Given a square matrix $\mathbf{M}$:

  • An eigenvector $\mathbf{v}$ is a non-zero vector whose direction doesn’t change when multiplied by $\mathbf{M}$. Note that if $\mathbf{M}$ has an eigenvector, then there are an infinite number of eigenvectors (vectors parallel to $\mathbf{v}$).
  • An eigenvalue $\lambda$ is the scale factor associated with an eigenvector $\mathbf{v}$ of $\mathbf{M}$ after multiplication by $\mathbf{M}$.
$$ \begin{equation} \label{eigenvector} \mathbf{Mv} = \lambda \mathbf{v} \end{equation} $$

Assuming that $\mathbf{M}$ has at least one eigenvector $\mathbf{v}$, we can perform standard matrix multiplications to find it. First, let’s manipulate the right side of \eqref{eigenvector} so that it also features a matrix multiplication.

$$ \mathbf{Mv} = \lambda \mathbf{Iv} $$

Where $\mathbf{I}$ is the identity matrix, next we can rewrite the last equation as

$$ \mathbf{Mv} - \lambda \mathbf{Iv} = \mathbf{0} $$

Because matrix multiplication is distributive

$$ \begin{equation} \label{eigenvector-0} (\mathbf{M} - \lambda \mathbf{I})\mathbf{v} = \mathbf{0} \end{equation} $$

The quantity $\mathbf{M} - \lambda \mathbf{I}$ must not be invertible. If it had an inverse, we could premultiply both sides by $(\mathbf{M} - \lambda \mathbf{I})^{-1}$, which would yield

$$ \begin{align*} (\mathbf{M} - \lambda \mathbf{I})^{-1}(\mathbf{M} - \lambda \mathbf{I})\mathbf{v} &= (\mathbf{M} - \lambda \mathbf{I})^{-1} \; \mathbf{0} \\ \mathbf{v} &= \mathbf{0} \end{align*} $$

The vector $\mathbf{v = 0}$ fulfills \eqref{eigenvector}. However, we’ll try to find a vector $\mathbf{v} \not = \mathbf{0}$. If such a condition is added, then the matrix $\mathbf{M} - \lambda \mathbf{I}$ must not have an inverse, which also means that its determinant is 0.

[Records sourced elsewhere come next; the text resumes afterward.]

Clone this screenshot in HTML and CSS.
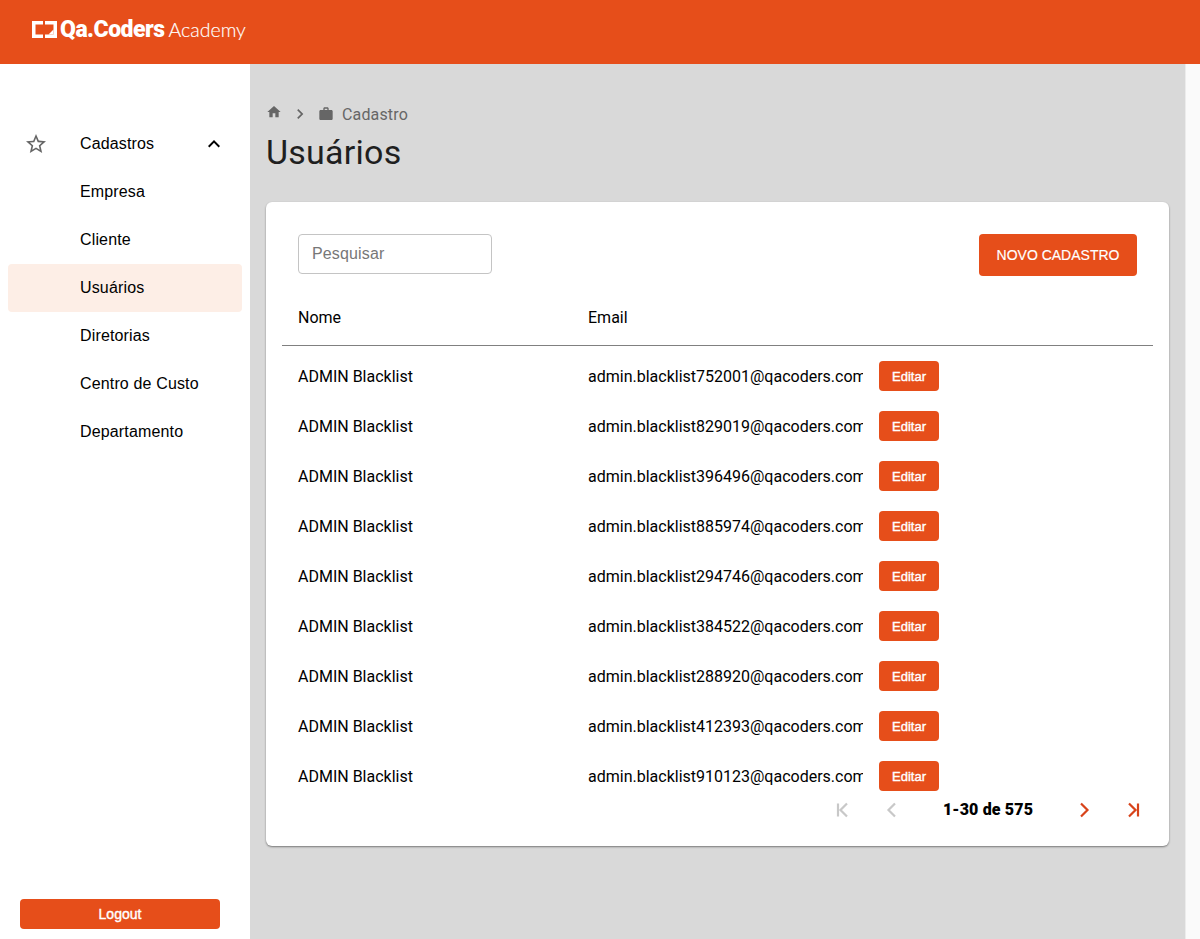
FILE: index.html
```html
<!DOCTYPE html>
<html lang="pt-BR">
<head>
<meta charset="utf-8">
<title>Usuários</title>
<link rel="stylesheet" href="styles.css">
</head>
<body>
<header class="topbar">
  <div class="logo">
    <svg class="logo-mark" width="25" height="17" viewBox="0 0 25 17"><path fill="#fff" d="M0 0h11v3.500H3.500v10H11V17H0z"/><path fill="#fff" d="M13 0h12v17H13v-3.500h8.500v-10H13z"/><path fill="#fff" d="M21.500 8.500v5H16.500z"/></svg>
    <span class="logo-bold">Qa.Coders</span>
    <span class="logo-light">Academy</span>
  </div>
</header>
<div class="shell">
  <aside class="sidebar">
    <nav class="menu">
      <div class="menu-item menu-parent">
        <svg class="star" width="24" height="24" viewBox="0 0 24 24"><path fill="#666" d="m22 9.24-7.19-.62L12 2 9.19 8.63 2 9.24l5.46 4.73L5.820 21 12 17.270 18.180 21l-1.630-7.030L22 9.240zM12 15.400l-3.760 2.270 1-4.280-3.320-2.880 4.380-.380L12 6.100l1.710 4.040 4.380.380-3.320 2.880 1 4.280L12 15.400z"/></svg>
        <span class="menu-label">Cadastros</span>
        <svg class="chev" width="24" height="24" viewBox="0 0 24 24"><path fill="#000" d="M12 8l-6 6 1.410 1.410L12 10.830l4.590 4.580L18 14z"/></svg>
      </div>
      <a class="menu-item">Empresa</a>
      <a class="menu-item">Cliente</a>
      <a class="menu-item active">Usuários</a>
      <a class="menu-item">Diretorias</a>
      <a class="menu-item">Centro de Custo</a>
      <a class="menu-item">Departamento</a>
    </nav>
    <button class="logout">Logout</button>
  </aside>
  <main class="content">
    <div class="crumbs">
      <svg class="crumb-home" width="16" height="16" viewBox="0 0 24 24"><path fill="#666" d="M10 20v-6h4v6h5v-8h3L12 3 2 12h3v8z"/></svg>
      <svg class="crumb-sep" width="20" height="20" viewBox="0 0 24 24"><path fill="#666" d="M8.590 16.590 13.170 12 8.590 7.410 10 6l6 6-6 6z"/></svg>
      <svg class="crumb-case" width="16" height="16" viewBox="0 0 24 24"><path fill="#666" d="M20 6h-4V4c0-1.110-.89-2-2-2h-4c-1.110 0-2 .89-2 2v2H4c-1.110 0-1.990.89-1.990 2L2 19c0 1.110.89 2 2 2h16c1.110 0 2-.89 2-2V8c0-1.110-.89-2-2-2zm-6 0h-4V4h4v2z"/></svg>
      <span>Cadastro</span>
    </div>
    <h1 class="title">Usuários</h1>
    <section class="card">
      <div class="toolbar">
        <input class="search" type="text" placeholder="Pesquisar">
        <button class="primary">NOVO CADASTRO</button>
      </div>
      <div class="row head">
        <div class="c-name">Nome</div>
        <div class="c-email">Email</div>
      </div>
      <div class="rows">
        <div class="row"><div class="c-name">ADMIN Blacklist</div><div class="c-email">admin.blacklist752001@qacoders.com</div><button class="edit">Editar</button></div>
        <div class="row"><div class="c-name">ADMIN Blacklist</div><div class="c-email">admin.blacklist829019@qacoders.com</div><button class="edit">Editar</button></div>
        <div class="row"><div class="c-name">ADMIN Blacklist</div><div class="c-email">admin.blacklist396496@qacoders.com</div><button class="edit">Editar</button></div>
        <div class="row"><div class="c-name">ADMIN Blacklist</div><div class="c-email">admin.blacklist885974@qacoders.com</div><button class="edit">Editar</button></div>
        <div class="row"><div class="c-name">ADMIN Blacklist</div><div class="c-email">admin.blacklist294746@qacoders.com</div><button class="edit">Editar</button></div>
        <div class="row"><div class="c-name">ADMIN Blacklist</div><div class="c-email">admin.blacklist384522@qacoders.com</div><button class="edit">Editar</button></div>
        <div class="row"><div class="c-name">ADMIN Blacklist</div><div class="c-email">admin.blacklist288920@qacoders.com</div><button class="edit">Editar</button></div>
        <div class="row"><div class="c-name">ADMIN Blacklist</div><div class="c-email">admin.blacklist412393@qacoders.com</div><button class="edit">Editar</button></div>
        <div class="row"><div class="c-name">ADMIN Blacklist</div><div class="c-email">admin.blacklist910123@qacoders.com</div><button class="edit">Editar</button></div>
      </div>
      <div class="pager">
        <svg class="pg" width="24" height="24" viewBox="0 -1 24 24"><path fill="none" stroke="#c8c8c8" stroke-width="2.200" d="M17 5.500 10.500 12l6.500 6.500M8 5.500v13"/></svg>
        <svg class="pg" width="24" height="24" viewBox="0 -1 24 24"><path fill="none" stroke="#c8c8c8" stroke-width="2.200" d="M15 5.500 8.500 12l6.500 6.500"/></svg>
        <span class="pg-text">1-30 de 575</span>
        <svg class="pg" width="24" height="24" viewBox="0 -1 24 24"><path fill="none" stroke="#d8431a" stroke-width="2.200" d="M9 5.500 15.500 12 9 18.500"/></svg>
        <svg class="pg" width="24" height="24" viewBox="0 -1 24 24"><path fill="none" stroke="#d8431a" stroke-width="2.200" d="M7 5.500 13.500 12 7 18.500M16 5.500v13"/></svg>
      </div>
    </section>
  </main>
  <div class="scrollbar"></div>
</div>
</body>
</html>
```
FILE: styles.css
```css
* { box-sizing: border-box; }
html, body { margin: 0; height: 100%; overflow: hidden; }
body { display: flex; flex-direction: column; font-family: Roboto, "Liberation Sans", Arial, sans-serif; color: #000; background: #fff; }
.topbar { height: 64px; flex: none; background: #e64e1a; display: flex; align-items: center; padding-left: 32px; }
.logo { display: flex; align-items: center; color: #fff; height: 64px; }
.logo-mark { margin-top: -6px; }
.logo-bold { font-family: Roboto, sans-serif; font-weight: 900; font-size: 23px; letter-spacing: -0.5px; margin-left: 3px; margin-top: -6px; }
.logo-light { font-family: Lato, sans-serif; font-weight: 300; font-size: 19.5px; margin-left: 4px; margin-top: -6px; -webkit-text-stroke: 0.15px #fff; }
.shell { flex: 1; display: flex; min-height: 0; }
.sidebar { width: 250px; flex: none; background: #fff; display: flex; flex-direction: column; justify-content: space-between; padding: 56px 8px 10px; }
.menu { display: flex; flex-direction: column; }
.menu-item { height: 48px; display: flex; align-items: center; padding-left: 72px; font: 400 16px "Liberation Sans", Arial, sans-serif; letter-spacing: 0.15px; border-radius: 4px; color: #000; }
.menu-parent { position: relative; }
.star { position: absolute; left: 16px; top: 12px; }
.chev { position: absolute; left: 194px; top: 12px; }
.active { background: #fdeee6; }
.logout { width: 200px; height: 30px; align-self: flex-start; margin-left: 12px; background: #e64e1a; color: #fff; border: 0; border-radius: 4px; font: 400 14px "Liberation Sans", Arial, sans-serif; -webkit-text-stroke: 0.4px #fff; }
.content { flex: 1; min-width: 0; background: #d9d9d9; padding: 40px 16px 0; }
.crumbs { display: flex; align-items: center; height: 20px; color: #666; font: 400 16px Roboto, sans-serif; letter-spacing: 0.15px; }
.crumb-home { margin-top: -4px; }
.crumb-sep { margin-left: 8px; }
.crumb-case { margin-left: 8px; margin-right: 8px; }
.title { margin: 7px 0 0; height: 42px; font: 400 34px/42px Roboto, sans-serif; color: #1f1f1f; letter-spacing: 0.25px; }
.card { margin-top: 29px; height: 644px; background: #fff; border-radius: 6px; box-shadow: 0 1px 2px rgba(0,0,0,.45); padding: 32px 16px 0; }
.toolbar { display: flex; justify-content: space-between; align-items: flex-start; padding: 0 16px; height: 42px; }
.search { width: 194px; height: 40px; border: 1px solid #c4c4c4; border-radius: 4px; padding: 0 13px; font: 16px "Liberation Sans", Arial, sans-serif; letter-spacing: 0.15px; outline: 0; }
.search::placeholder { color: #777; opacity: 1; }
.primary { width: 158px; height: 42px; border: 0; border-radius: 4px; background: #e64e1a; color: #fff; font: 400 14px "Liberation Sans", Arial, sans-serif; -webkit-text-stroke: 0.15px #fff; }
.row { display: flex; align-items: center; padding-left: 16px; height: 50px; font-size: 16px; }
.head { height: 70px; padding-top: 13px; border-bottom: 1px solid #808080; }
.c-name { width: 290px; flex: none; }
.c-email { width: 275px; flex: none; overflow: hidden; white-space: nowrap; }
.rows { padding-top: 5px; }
.edit { width: 60px; height: 30px; margin-left: 16px; border: 0; border-radius: 4px; background: #e64e1a; color: #fff; font: 400 13px "Liberation Sans", Arial, sans-serif; -webkit-text-stroke: 0.4px #fff; }
.pager { display: flex; align-items: center; justify-content: flex-end; margin-right: -6px; height: 24px; margin-top: -4px; }
.pg { margin: 0 13px; display: block; }
.pg-text { font: 900 16px Roboto, sans-serif; letter-spacing: 0.15px; width: 142px; text-align: center; }
.scrollbar { width: 15px; flex: none; background: #fafafa; border-left: 1px solid #ececec; }
```
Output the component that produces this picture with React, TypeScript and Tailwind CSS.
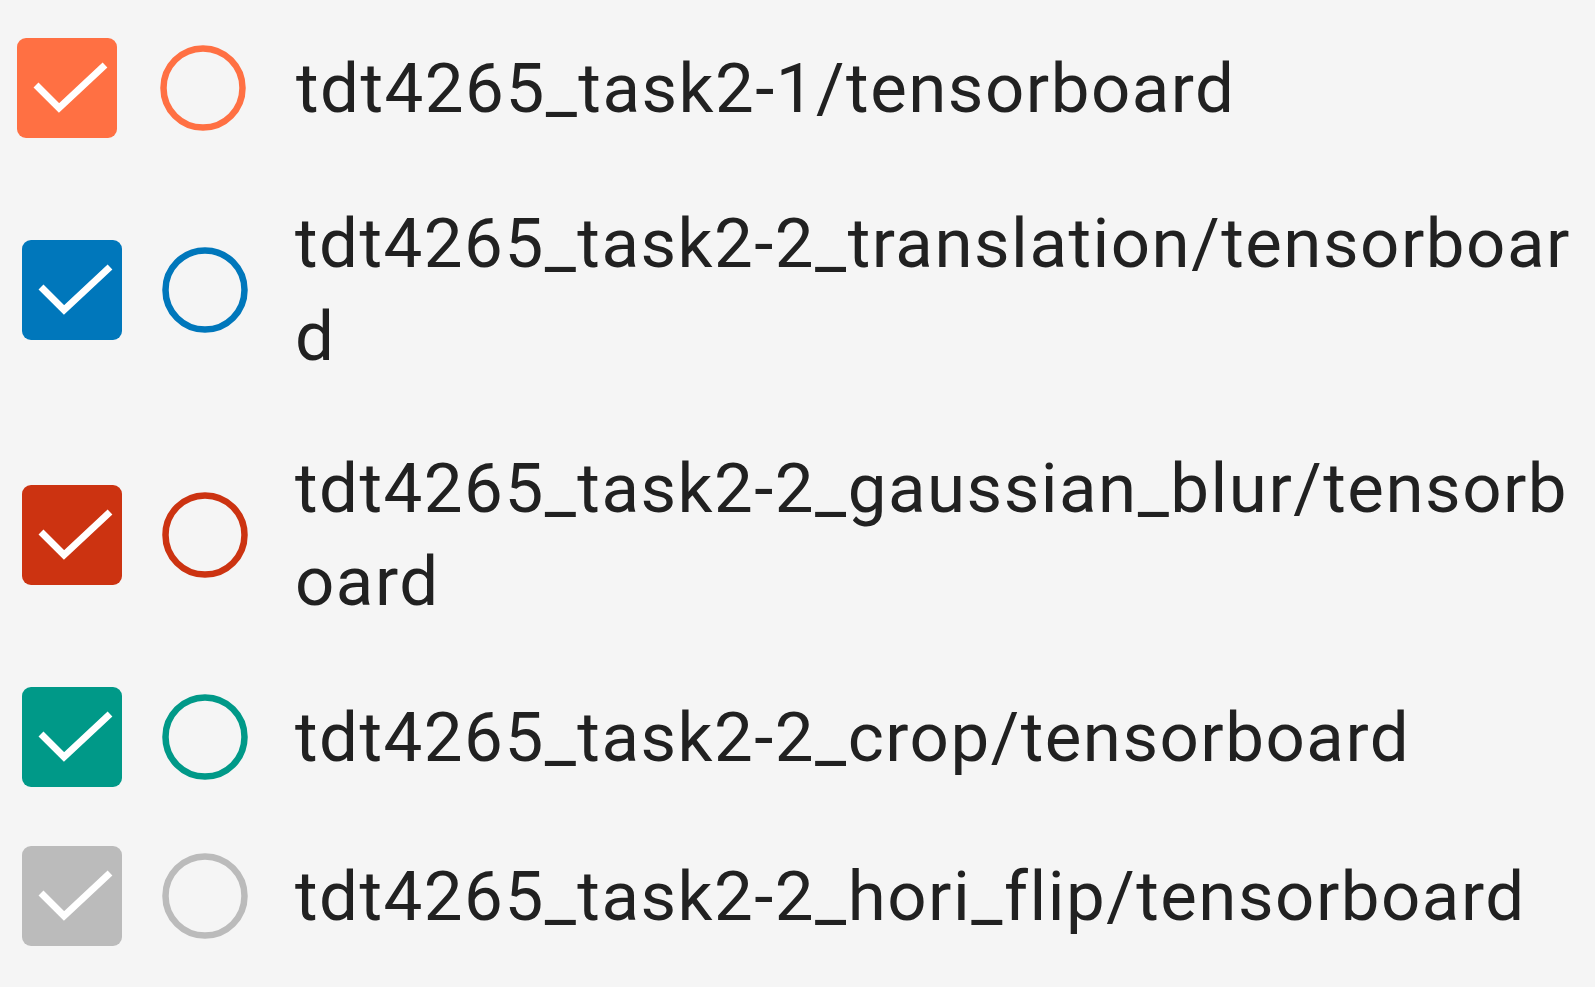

$$ \left | \mathbf{M} - \lambda \mathbf{I} \right | = 0 $$

If $\mathbf{M}$ is a $2 \times 2$ matrix, then

$$ \begin{align*} \label{lambda} \left | \mathbf{M} - \lambda \mathbf{I} \right | &= \begin{vmatrix} m_{11} - \lambda & m_{12} \\ m_{21} & m_{22} - \lambda \end{vmatrix} \\ & = \lambda^2 - (m_{11}+m_{22})\lambda + (m_{11}m_{22} - m_{12}m_{21}) \\ & = 0 \end{align*} $$

From \eqref{lambda}, we can find two values for $\lambda$, which may be unique or imaginary. A similar manipulation for an $n \times n$ matrix will yield an $n$th degree polynomial. For $n \leq 4$, we can compute the solutions by analytical methods; for $n > 4$, only numeric methods are used.

The associated eigenvector can be found by solving \eqref{eigenvector-0}

$$ \begin{bmatrix} m_{11} - \lambda & m_{12} \\ m_{21} & m_{22} - \lambda \end{bmatrix} \begin{bmatrix} x \\ y \end{bmatrix} = \begin{bmatrix} 0 \\ 0 \end{bmatrix} $$

Applications

List of applications

  • If $\mathbf{M}$ is a transformation matrix, then $\mathbf{v}$ is a vector that isn’t affected by the rotation part of $\mathbf{M}$. Therefore, $\mathbf{v}$ is the rotation axis of $\mathbf{M}$.